■ GIVEN PROBLEM ■
Quote the whole listing word for word. Do not include the pictures.

■ RAW DATA ■
================

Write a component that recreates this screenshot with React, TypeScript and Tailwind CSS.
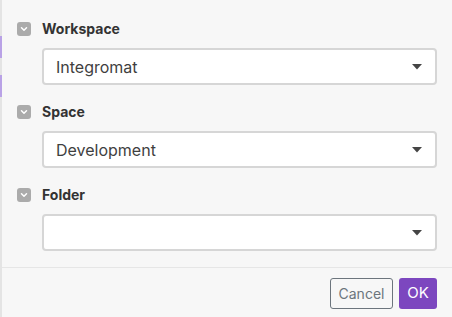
import React from 'react';

const fields = [
  { label: 'Workspace', value: 'Integromat' },
  { label: 'Space', value: 'Development' },
  { label: 'Folder', value: '' },
];

const ToggleBox = () => (
  <div className="w-[14px] h-[14px] rounded-[3px] bg-[#ababab] flex items-center justify-center">
    <svg width="8" height="6" viewBox="0 0 8 6">
      <path d="M1.5 1.8 L4 4.2 L6.5 1.8" fill="none" stroke="#fff" strokeWidth="1.5" strokeLinecap="round" strokeLinejoin="round" />
    </svg>
  </div>
);

const Caret = () => (
  <svg width="10" height="6" viewBox="0 0 10 6">
    <path d="M0 0 L10 0 L5 5.5 Z" fill="#454545" />
  </svg>
);

export default function App() {
  return (
    <div
      className="w-[452px] h-[317px] bg-[#f7f7f7] flex overflow-hidden"
      style={{ fontFamily: 'Inter, "Noto Sans", sans-serif' }}
    >
      {/* left strip */}
      <div className="w-[2px] bg-[#e4e4e4] flex flex-col">
        <div className="h-[36px]" />
        <div className="h-[22px] bg-[#b9a2e6]" />
        <div className="h-[17px]" />
        <div className="h-[22px] bg-[#b9a2e6]" />
      </div>

      <div className="flex-1 flex flex-col">
        <div className="pl-[15px] pr-[15px] pt-[22px] flex flex-col gap-[20px]">
          {fields.map(f => (
            <div key={f.label} className="flex flex-col">
              <div className="flex items-center h-[14px]">
                <ToggleBox />
                <span className="ml-[11px] text-[14px] font-bold text-[#333] leading-none">{f.label}</span>
              </div>
              <div className="ml-[25px] mt-[12px] h-[37px] border-2 border-[#d6d6d6] rounded-[4px] bg-white flex items-center pl-[12px] pr-[13px]">
                <span className="flex-1 text-[16px] text-[#3f3f3f] leading-none">{f.value}</span>
                <Caret />
              </div>
            </div>
          ))}
        </div>

        <div className="mt-[16px] border-t border-[#e6e6e6]" />

        <div className="flex justify-end gap-[6px] pt-[10px] pr-[15px]">
          <button className="h-[31px] w-[63px] border border-[#6c757d] rounded-[3px] text-[14px] text-[#6c757d] bg-transparent">
            Cancel
          </button>
          <button className="h-[31px] w-[38px] rounded-[3px] text-[15px] text-white bg-[#7c47bf]">
            OK
          </button>
        </div>
      </div>
    </div>
  );
}
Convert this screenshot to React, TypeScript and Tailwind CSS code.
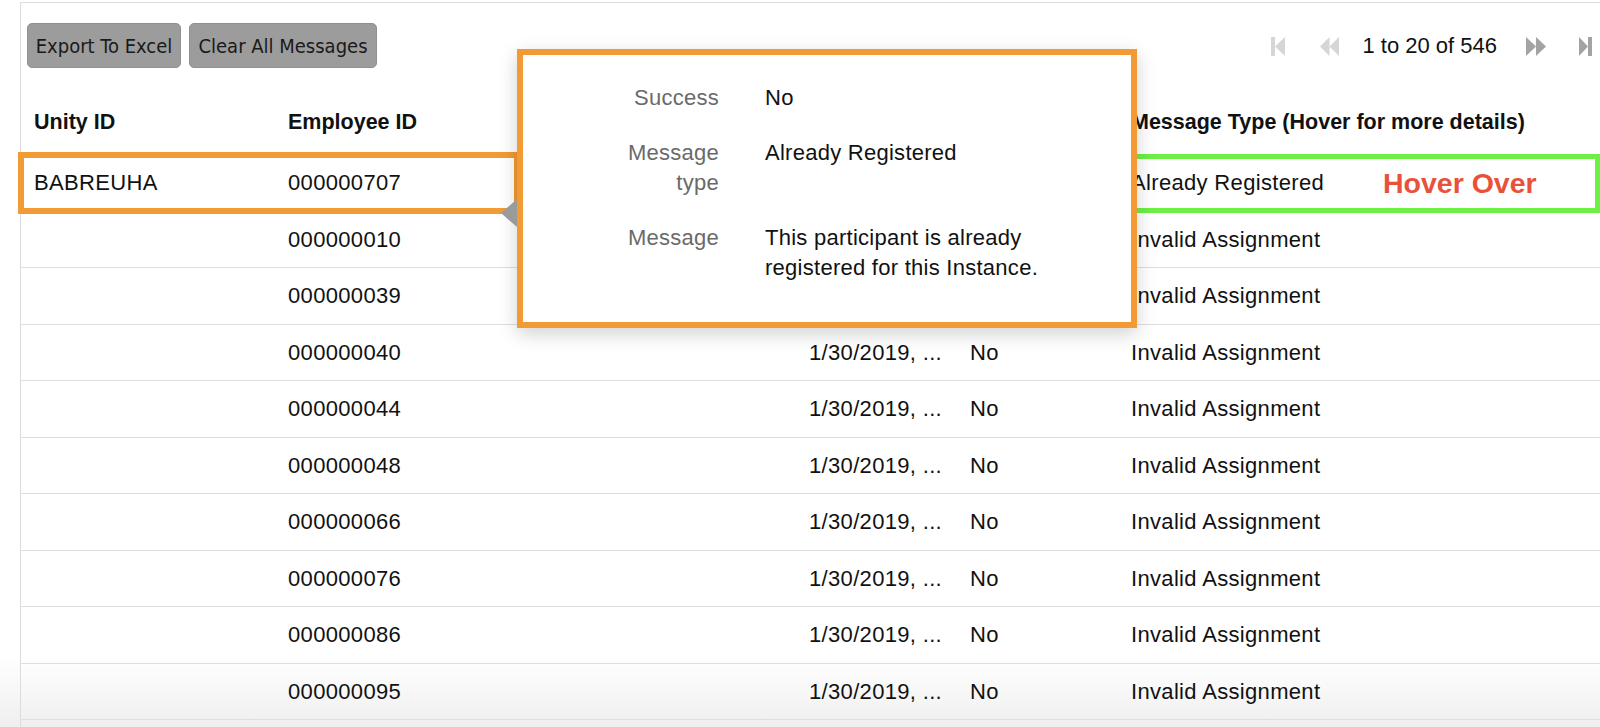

================

■ EXERCISE SOLUTION ■
Write a component that recreates this screenshot with React, TypeScript and Tailwind CSS.
import React from 'react';

const fields = [
  { label: 'Workspace', value: 'Integromat' },
  { label: 'Space', value: 'Development' },
  { label: 'Folder', value: '' },
];

const ToggleBox = () => (
  <div className="w-[14px] h-[14px] rounded-[3px] bg-[#ababab] flex items-center justify-center">
    <svg width="8" height="6" viewBox="0 0 8 6">
      <path d="M1.5 1.8 L4 4.2 L6.5 1.8" fill="none" stroke="#fff" strokeWidth="1.5" strokeLinecap="round" strokeLinejoin="round" />
    </svg>
  </div>
);

const Caret = () => (
  <svg width="10" height="6" viewBox="0 0 10 6">
    <path d="M0 0 L10 0 L5 5.5 Z" fill="#454545" />
  </svg>
);

export default function App() {
  return (
    <div
      className="w-[452px] h-[317px] bg-[#f7f7f7] flex overflow-hidden"
      style={{ fontFamily: 'Inter, "Noto Sans", sans-serif' }}
    >
      {/* left strip */}
      <div className="w-[2px] bg-[#e4e4e4] flex flex-col">
        <div className="h-[36px]" />
        <div className="h-[22px] bg-[#b9a2e6]" />
        <div className="h-[17px]" />
        <div className="h-[22px] bg-[#b9a2e6]" />
      </div>

      <div className="flex-1 flex flex-col">
        <div className="pl-[15px] pr-[15px] pt-[22px] flex flex-col gap-[20px]">
          {fields.map(f => (
            <div key={f.label} className="flex flex-col">
              <div className="flex items-center h-[14px]">
                <ToggleBox />
                <span className="ml-[11px] text-[14px] font-bold text-[#333] leading-none">{f.label}</span>
              </div>
              <div className="ml-[25px] mt-[12px] h-[37px] border-2 border-[#d6d6d6] rounded-[4px] bg-white flex items-center pl-[12px] pr-[13px]">
                <span className="flex-1 text-[16px] text-[#3f3f3f] leading-none">{f.value}</span>
                <Caret />
              </div>
            </div>
          ))}
        </div>

        <div className="mt-[16px] border-t border-[#e6e6e6]" />

        <div className="flex justify-end gap-[6px] pt-[10px] pr-[15px]">
          <button className="h-[31px] w-[63px] border border-[#6c757d] rounded-[3px] text-[14px] text-[#6c757d] bg-transparent">
            Cancel
          </button>
          <button className="h-[31px] w-[38px] rounded-[3px] text-[15px] text-white bg-[#7c47bf]">
            OK
          </button>
        </div>
      </div>
    </div>
  );
}
Convert this screenshot to React, TypeScript and Tailwind CSS code.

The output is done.